Well, this is all very nice. We have repaired to a cafe in Manhattan's citadel of the entertainment industry, the Rockerfeller Plaza. Jarvis glances out onto kids skating on the outside rink while smoothing out four pages of fax paper on the table. They are ...Hardcore reviews straight from the British press. "Pulp have made the best album of their career," he reads, then shoves the paper back into his pocket and stares into space. "Great," he smiles. "We can retire now." Jarvis isn't entirely convinced that this is good news. He doesn't believe much of what the papers say anymore. "I'm not casting doubts on your critical faculties," he tells me, "But lately the critics have got it pretty wrong, haven't they, on most of the kind of big albums that have come out. I mean, in the Blur-and-Oasis, Great Escape versus What's The Story thing, they got it completely wrong. Then everyone said Oasis's last album was brilliant when it came out, and then retracted it a month later. So we won't really know how our album's going to do until it gets out, will we?"

As Jarvis peers at his water glass - his eyesight is famously dreadful - some kid bursts an enormous balloon at the next table. Jarvis shouts "Fuck!" and everyone looks at him. It takes him some seconds to collect his thoughts.

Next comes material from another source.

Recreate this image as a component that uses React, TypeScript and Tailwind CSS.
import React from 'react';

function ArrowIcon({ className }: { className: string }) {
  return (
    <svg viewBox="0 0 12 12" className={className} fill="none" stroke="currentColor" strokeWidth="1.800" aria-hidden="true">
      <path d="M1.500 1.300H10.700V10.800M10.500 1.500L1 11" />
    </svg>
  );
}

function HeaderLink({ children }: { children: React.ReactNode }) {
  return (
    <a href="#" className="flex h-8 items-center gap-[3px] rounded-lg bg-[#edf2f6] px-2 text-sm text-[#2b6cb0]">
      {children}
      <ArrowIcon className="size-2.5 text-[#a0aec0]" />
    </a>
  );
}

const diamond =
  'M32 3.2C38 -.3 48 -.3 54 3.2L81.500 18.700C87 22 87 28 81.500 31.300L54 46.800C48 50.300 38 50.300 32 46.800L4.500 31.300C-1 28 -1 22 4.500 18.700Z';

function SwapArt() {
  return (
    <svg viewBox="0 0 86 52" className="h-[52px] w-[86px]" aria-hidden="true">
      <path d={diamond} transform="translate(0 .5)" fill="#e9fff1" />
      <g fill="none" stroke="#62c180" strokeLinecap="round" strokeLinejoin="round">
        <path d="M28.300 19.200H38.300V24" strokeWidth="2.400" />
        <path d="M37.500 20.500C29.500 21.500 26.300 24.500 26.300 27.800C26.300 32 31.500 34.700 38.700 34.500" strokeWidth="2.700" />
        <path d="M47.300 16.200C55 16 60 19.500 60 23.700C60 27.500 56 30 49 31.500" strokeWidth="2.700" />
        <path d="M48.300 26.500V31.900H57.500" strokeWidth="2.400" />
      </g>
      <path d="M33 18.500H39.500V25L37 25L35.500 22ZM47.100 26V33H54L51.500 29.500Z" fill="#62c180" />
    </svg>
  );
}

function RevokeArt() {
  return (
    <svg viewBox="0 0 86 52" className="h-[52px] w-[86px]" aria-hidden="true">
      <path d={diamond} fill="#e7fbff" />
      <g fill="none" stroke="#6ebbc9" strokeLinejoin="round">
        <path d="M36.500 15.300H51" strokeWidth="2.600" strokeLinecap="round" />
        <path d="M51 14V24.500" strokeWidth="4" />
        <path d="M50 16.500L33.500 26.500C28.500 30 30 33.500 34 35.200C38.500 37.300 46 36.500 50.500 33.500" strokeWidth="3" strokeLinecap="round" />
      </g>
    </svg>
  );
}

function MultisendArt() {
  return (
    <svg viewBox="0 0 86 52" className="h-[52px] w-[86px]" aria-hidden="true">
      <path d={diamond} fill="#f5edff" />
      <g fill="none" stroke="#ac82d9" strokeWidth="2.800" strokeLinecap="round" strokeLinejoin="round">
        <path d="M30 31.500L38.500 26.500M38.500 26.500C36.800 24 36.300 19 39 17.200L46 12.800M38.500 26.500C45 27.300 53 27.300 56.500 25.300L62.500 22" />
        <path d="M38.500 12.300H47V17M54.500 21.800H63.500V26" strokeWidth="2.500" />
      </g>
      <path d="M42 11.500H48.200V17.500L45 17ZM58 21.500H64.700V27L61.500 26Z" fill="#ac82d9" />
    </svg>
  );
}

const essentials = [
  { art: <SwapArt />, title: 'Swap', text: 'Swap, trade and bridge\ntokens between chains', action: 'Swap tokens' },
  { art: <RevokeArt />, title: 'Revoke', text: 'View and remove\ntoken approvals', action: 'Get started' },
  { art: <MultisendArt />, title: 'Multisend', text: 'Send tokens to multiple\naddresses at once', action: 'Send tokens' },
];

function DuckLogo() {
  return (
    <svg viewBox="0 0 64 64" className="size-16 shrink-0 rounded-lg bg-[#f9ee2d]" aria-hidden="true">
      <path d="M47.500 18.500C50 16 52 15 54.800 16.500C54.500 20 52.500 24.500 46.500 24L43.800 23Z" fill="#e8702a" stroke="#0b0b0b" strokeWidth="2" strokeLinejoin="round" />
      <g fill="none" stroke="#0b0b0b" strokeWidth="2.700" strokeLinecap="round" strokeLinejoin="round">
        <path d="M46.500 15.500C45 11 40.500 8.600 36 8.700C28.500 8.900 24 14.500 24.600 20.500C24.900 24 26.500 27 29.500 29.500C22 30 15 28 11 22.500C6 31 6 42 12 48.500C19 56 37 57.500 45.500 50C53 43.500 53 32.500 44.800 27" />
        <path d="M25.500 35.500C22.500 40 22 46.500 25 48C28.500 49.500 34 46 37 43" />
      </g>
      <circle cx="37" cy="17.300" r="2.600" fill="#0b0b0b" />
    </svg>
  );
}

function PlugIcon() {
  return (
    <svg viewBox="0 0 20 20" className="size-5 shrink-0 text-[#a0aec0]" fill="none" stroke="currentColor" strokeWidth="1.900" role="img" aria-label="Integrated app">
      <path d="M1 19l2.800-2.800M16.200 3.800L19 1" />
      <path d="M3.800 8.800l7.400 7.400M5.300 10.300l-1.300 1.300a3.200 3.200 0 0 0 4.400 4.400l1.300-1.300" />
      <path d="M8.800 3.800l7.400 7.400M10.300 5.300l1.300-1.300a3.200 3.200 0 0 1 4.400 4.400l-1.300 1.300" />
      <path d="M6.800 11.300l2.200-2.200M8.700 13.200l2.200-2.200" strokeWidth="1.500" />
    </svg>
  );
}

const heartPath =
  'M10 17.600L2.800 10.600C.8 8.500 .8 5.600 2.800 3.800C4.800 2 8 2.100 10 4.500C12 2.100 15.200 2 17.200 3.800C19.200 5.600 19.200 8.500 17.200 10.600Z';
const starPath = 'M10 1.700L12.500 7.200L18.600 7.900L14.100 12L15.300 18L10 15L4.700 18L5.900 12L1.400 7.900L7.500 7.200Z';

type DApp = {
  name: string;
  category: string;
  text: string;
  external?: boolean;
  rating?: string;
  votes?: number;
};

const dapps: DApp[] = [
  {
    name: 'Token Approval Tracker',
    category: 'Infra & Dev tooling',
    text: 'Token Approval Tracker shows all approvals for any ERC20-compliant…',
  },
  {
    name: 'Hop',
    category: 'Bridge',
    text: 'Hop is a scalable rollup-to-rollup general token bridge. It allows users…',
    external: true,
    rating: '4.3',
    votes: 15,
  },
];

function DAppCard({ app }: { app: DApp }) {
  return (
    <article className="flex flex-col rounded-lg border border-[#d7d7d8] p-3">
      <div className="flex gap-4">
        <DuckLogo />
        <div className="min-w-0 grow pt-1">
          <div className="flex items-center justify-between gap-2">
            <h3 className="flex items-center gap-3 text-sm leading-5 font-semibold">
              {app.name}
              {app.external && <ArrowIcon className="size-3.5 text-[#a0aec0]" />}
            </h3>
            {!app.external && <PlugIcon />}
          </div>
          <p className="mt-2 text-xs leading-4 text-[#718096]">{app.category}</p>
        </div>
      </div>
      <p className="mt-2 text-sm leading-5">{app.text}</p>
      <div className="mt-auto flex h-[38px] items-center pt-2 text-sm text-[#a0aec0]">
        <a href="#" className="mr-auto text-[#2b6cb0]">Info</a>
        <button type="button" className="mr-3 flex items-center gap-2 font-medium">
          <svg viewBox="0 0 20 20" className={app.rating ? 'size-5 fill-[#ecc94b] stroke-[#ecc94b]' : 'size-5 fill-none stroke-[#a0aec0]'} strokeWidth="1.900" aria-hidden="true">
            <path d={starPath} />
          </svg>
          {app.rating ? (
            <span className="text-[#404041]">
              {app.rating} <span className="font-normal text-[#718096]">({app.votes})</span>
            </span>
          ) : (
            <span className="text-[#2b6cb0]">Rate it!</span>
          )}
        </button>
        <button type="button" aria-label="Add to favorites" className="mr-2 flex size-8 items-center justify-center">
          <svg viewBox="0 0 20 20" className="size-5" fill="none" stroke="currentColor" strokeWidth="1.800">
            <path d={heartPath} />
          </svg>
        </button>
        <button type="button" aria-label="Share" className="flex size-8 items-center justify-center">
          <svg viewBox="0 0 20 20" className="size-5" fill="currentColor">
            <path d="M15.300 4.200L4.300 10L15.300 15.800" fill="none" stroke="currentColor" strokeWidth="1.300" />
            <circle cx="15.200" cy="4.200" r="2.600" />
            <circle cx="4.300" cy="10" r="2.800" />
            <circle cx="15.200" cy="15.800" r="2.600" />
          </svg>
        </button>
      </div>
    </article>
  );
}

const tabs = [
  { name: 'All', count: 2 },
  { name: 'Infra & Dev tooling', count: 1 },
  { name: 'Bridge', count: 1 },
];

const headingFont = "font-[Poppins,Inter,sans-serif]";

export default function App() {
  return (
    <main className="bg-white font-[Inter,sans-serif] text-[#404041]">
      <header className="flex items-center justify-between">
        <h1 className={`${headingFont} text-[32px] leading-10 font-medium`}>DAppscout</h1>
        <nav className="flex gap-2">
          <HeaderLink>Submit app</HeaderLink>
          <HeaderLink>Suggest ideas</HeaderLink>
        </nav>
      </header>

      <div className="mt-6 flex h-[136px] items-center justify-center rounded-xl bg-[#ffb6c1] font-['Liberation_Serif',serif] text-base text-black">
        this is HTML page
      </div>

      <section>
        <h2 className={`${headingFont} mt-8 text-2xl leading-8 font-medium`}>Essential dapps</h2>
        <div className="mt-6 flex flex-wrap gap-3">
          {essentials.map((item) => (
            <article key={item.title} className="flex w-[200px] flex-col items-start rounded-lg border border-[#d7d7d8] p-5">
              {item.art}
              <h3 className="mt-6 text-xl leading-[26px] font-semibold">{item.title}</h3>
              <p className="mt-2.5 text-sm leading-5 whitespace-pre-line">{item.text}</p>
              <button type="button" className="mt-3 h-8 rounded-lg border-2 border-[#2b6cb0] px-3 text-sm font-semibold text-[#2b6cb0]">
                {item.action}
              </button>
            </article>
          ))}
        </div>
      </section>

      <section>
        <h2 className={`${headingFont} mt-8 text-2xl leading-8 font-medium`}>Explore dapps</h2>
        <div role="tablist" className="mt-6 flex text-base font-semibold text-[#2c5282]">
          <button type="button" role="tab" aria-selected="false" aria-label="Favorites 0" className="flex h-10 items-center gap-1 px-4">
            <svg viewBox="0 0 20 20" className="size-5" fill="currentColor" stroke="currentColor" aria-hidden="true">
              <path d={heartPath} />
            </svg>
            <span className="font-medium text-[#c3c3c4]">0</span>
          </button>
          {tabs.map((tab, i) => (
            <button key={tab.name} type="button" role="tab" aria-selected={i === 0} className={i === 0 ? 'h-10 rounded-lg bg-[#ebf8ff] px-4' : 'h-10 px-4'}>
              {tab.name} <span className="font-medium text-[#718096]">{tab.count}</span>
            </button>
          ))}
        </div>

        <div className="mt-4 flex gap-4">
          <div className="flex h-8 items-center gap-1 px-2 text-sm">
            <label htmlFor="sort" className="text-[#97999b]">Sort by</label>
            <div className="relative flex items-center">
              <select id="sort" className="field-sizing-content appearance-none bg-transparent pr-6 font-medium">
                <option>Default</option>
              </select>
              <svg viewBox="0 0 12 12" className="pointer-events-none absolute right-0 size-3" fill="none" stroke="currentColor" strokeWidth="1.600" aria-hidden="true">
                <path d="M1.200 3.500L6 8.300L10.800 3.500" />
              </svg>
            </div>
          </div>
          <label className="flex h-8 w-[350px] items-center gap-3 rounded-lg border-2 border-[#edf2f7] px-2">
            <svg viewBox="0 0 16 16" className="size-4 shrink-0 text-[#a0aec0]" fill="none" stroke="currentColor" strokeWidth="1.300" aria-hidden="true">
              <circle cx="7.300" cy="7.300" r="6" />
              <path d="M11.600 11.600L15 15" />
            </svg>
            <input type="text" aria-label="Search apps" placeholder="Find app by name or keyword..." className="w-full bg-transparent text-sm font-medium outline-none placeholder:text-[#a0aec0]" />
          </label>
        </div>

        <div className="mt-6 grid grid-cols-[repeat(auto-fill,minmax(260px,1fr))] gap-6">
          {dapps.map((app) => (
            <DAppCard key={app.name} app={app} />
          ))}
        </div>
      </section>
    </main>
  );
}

We've been talking about a certain morbidness in Pulp's album, suggesting it has an undercurrent of death-temptation. It certainly has the same ultrablack humour as the 'Help The Aged' video, which ended with Pulp disappearing off to heaven with all the other raddled oldsters on a set of infinitely long Stannah stairlifts. How about it, then? Is this Pulp's last will and testament? "I don't really relish the idea of dying, but nobody does, do they?" Jarvis begins, slowly. "Maybe I might have been thinking about it a bit more because... because we had achieved something at last. And you might think, oh well, I've done it now, I might as well top meself. I've done as much as I'm gonna do. I mean, it's a way to think, isn't it?

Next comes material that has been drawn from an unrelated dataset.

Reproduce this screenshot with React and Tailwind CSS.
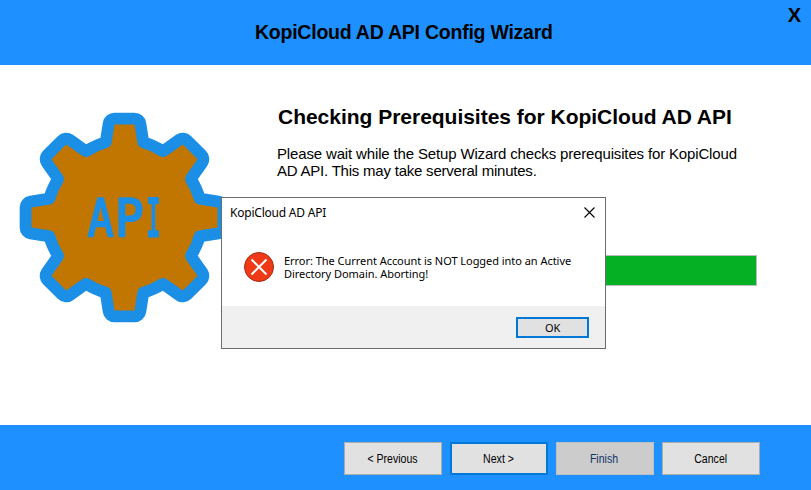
import React from "react";

// One quarter of the gear outline, relative to the gear's centre.
const QUARTER = [
  ["L", [30, -279]],
  ["L", [39, -222]],
  ["Q", [41, -212], [50, -209]],
  ["Q", [79, -201], [106, -184]],
  ["Q", [117, -179], [127, -185]],
  ["L", [175, -219]],
  ["L", [219, -175]],
  ["L", [185, -127]],
  ["Q", [179, -117], [184, -106]],
  ["Q", [201, -79], [209, -50]],
  ["Q", [212, -41], [222, -39]],
  ["L", [279, -30]],
];

function gearPath() {
  let d = "";
  for (let turn = 0; turn < 4; turn++) {
    for (const [cmd, ...points] of QUARTER) {
      const turned = points.map(([x, y]) => {
        for (let i = 0; i < turn; i++) [x, y] = [-y, x];
        return `${x},${y}`;
      });
      d += `${d ? cmd : "M"}${turned.join(" ")} `;
    }
  }
  return d + "Z";
}

function Gear() {
  const d = gearPath();
  return (
    <svg className="block h-[240px] w-[240px] will-change-transform" viewBox="0 0 720 720">
      <g transform="translate(373.5 367.5)">
        <path d={d} fill="#1b8ee6" stroke="#1b8ee6" strokeWidth="71" strokeLinejoin="round" />
        <path d={d} fill="#c07600" />
      </g>
      <g
        className="font-['DejaVu_Sans_Mono',monospace]"
        fill="#1b8ee6"
        stroke="#1b8ee6"
        strokeWidth="7"
        strokeLinejoin="round"
        fontSize="155"
        textAnchor="middle"
        textRendering="geometricPrecision"
      >
        <text transform="translate(302 422.5) scale(.83 1)">A</text>
        <text transform="translate(388 422.5) scale(.92 1)">P</text>
        <text transform="translate(460 422.5) scale(.46 1)" strokeWidth="9">I</text>
      </g>
    </svg>
  );
}

function WizardButton({ children, className = "border border-[#adadad] bg-[#e1e1e1] text-black" }) {
  return (
    <button
      className={`flex h-[33px] w-[98px] items-center justify-center font-['Liberation_Sans',Arial,sans-serif] text-[12px] leading-[14px] ${className}`}
    >
      <span className="mr-px scale-x-[.88]">{children}</span>
    </button>
  );
}

function ErrorDialog() {
  return (
    <div className="absolute left-[221px] top-[197px] flex h-[152px] w-[385px] flex-col border border-[#6b6b6b] bg-white font-['Noto_Sans',sans-serif] text-black">
      <div className="flex h-[29px] items-center justify-between pl-2 pr-[10px]">
        <span className="text-[12px] leading-none tracking-[-0.22px]">KopiCloud AD API</span>
        <svg className="h-[11px] w-[11px]" viewBox="0 0 11 11" stroke="#000" strokeWidth="1.1">
          <path d="M.5 .5 10.5 10.5M10.5 .5 .5 10.5" />
        </svg>
      </div>
      <div className="flex flex-1 pl-[22px] pt-[25px]">
        <svg className="h-[30px] w-[30px] shrink-0" viewBox="0 0 30 30">
          <circle cx="15" cy="15" r="14.5" fill="#f03a17" stroke="#a12b14" />
          <path d="M7.5 7.5 22.5 22.5M22.5 7.5 7.5 22.5" stroke="#fff" strokeWidth="2" />
        </svg>
        <p className="ml-[10px] mt-[2px] whitespace-nowrap text-[11px] leading-[13px] tracking-[-0.04px]">
          Error: The Current Account is NOT Logged into an Active
          <br />
          Directory Domain. Aborting!
        </p>
      </div>
      <div className="flex h-[42px] items-start justify-end bg-[#f0f0f0] pr-4 pt-[11px]">
        <button className="flex h-[21px] w-[73px] items-center justify-center border-2 border-[#0078d7] bg-[#e1e1e1] text-[11px] leading-none tracking-[-0.3px]">
          OK
        </button>
      </div>
    </div>
  );
}

export default function App() {
  return (
    <div className="relative flex h-[490px] w-[811px] flex-col overflow-hidden bg-white font-['Liberation_Sans',Arial,sans-serif] text-black">
      <header className="flex h-[65px] shrink-0 items-start bg-[#1e90ff] font-bold">
        <h1 className="ml-[255px] mt-[21px] flex-1 whitespace-nowrap text-[19.5px] leading-[23px] tracking-[-0.24px]">
          KopiCloud AD API Config Wizard
        </h1>
        <button className="mr-[10px] mt-[4px] text-[20px] leading-[22px]">X</button>
      </header>
      <main className="flex flex-1 items-start">
        <div className="w-[277px] shrink-0 pt-[30px]">
          <Gear />
        </div>
        <div className="w-[480px] pt-[40px]">
          <h2 className="ml-px whitespace-nowrap text-[21px] font-bold leading-[24px] tracking-[-0.02px]">
            Checking Prerequisites for KopiCloud AD API
          </h2>
          <p className="mt-[16px] whitespace-nowrap text-[15px] leading-[17px] tracking-[-0.15px]">
            Please wait while the Setup Wizard checks prerequisites for KopiCloud
            <br />
            <span className="tracking-[-0.22px]">AD API. This may take serveral minutes.</span>
          </p>
          <div className="mt-[76px] h-[31px] border border-[#bcbcbc] bg-[#06b025]" />
        </div>
      </main>
      <footer className="flex h-[65px] shrink-0 gap-2 bg-[#1e90ff] pl-[344px] pt-[17px]">
        <WizardButton>&lt; Previous</WizardButton>
        <WizardButton className="border-2 border-[#0078d7] bg-[#e1e1e1] text-black">Next &gt;</WizardButton>
        <WizardButton className="border border-[#bfbfbf] bg-[#cccccc] text-[#0f3468]">Finish</WizardButton>
        <WizardButton>Cancel</WizardButton>
      </footer>
      <ErrorDialog />
    </div>
  );
}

"But I didn't intend to write specifically about me. For instance, 'The Fear' is about a lot of people who have suffered from the hedonism of the past four or five years. Some of them ended up in mental health day centres. I know that 'cause two of my flatmates work in them. The record's not entirely about me." Not even 'A Little Soul'? Here's a song about a meeting between a father and his long-abandoned son. Tellingly, Jarvis sings not as the boy but as the dad: "I wish I could say I stood up for you and fought for what was right, but I never did / I just wore my trenchcoat and went out every single night." Everyone knows Cocker's father skipped home and emigrated to Australia when Jarvis was just seven, his most memorable recollection being that his father had "a scrotum like a bag of marbles".

"Well, I'll tell you what did that. One of my flatmate's dads had been ill. It happened really suddenly and he got summoned up to Sheffield, basically 'cause he thought his dad were gonna die. And, er, he didn't in the end so that was quite good..." A sip. "...But it kind of got me thinking about my dad, and what it would be like to go and see him. It always gets romanticised that particular story, doesn't it? It's a standard plot device in East Enders. Long lost parents turn up and they start rowing and stuff. I thought maybe I would be more likely to just hate him. Or whatever." A lengthy pause. Then: "I dunno. It's funny." The weirdest thing anyone has said about This Is Hardcore so far, he says, is that the record - this comic, pornographic wallow through the worst the human race has to offer - is really about God. Maybe it's that redemptive bit at the end.

"Though, actually," Jarvis adds, "a very strange thing happened when we were recording 'The Day After The Revolution' which ought to have, you know, converted me. We knew we wanted it to be quite busy at the end, with a few different voices talking on it, and I got this radio to put a bit of radio noise on it. I couldn't really hear it when we recorded it, so I just stuck it behind the song. When we listened back to it in the studio it was like some religious broadcast. I honestly hadn't heard it. It's about the creation of the world. Just as the song fades out it says something like, 'And God called the expanse sky'. And that's it. It was a weird coincidence. And because the song's about maybe a sense of rebirth and this speech is about the creation of the universe, it seemed a bit..." His voice trails off and all he can do is wave his hands spookily. The Lord works in mysterious ways.

A woman, posh, old and English in a large fluffy bear-hat, approaches our table and asks Jarvis if she should know who he is. Ever the gentleman, he says he has no idea. Maybe her daughter might know, she says. Maybe so, Jarvis smiles back, and off she goes, muttering something about keeping her eyes peeled. It seems like Jarvis's idea of a perfect conversation. "A lot of people talk too much," he says. "That's when I am crushingly bored. When people just gab too much, it's such a waste. I'd rather do things than talk. I'd rather just ride me bike somewhere or y'know, not just witter on about bollocks. All people ever want to talk about is themselves, isn't it?"

That guy from Pulp finishes his water and prepares to leave, to deal with the Americans, to get back into The Campaign. He pulls on his jacket - another nightmare in beige - and looks back at the kids on the skating rink, whirling around in circles on artificial ice in the shadow of giant buildings. Jarvis is happy because, for the moment at least, those kids have absolutely no idea of who he is.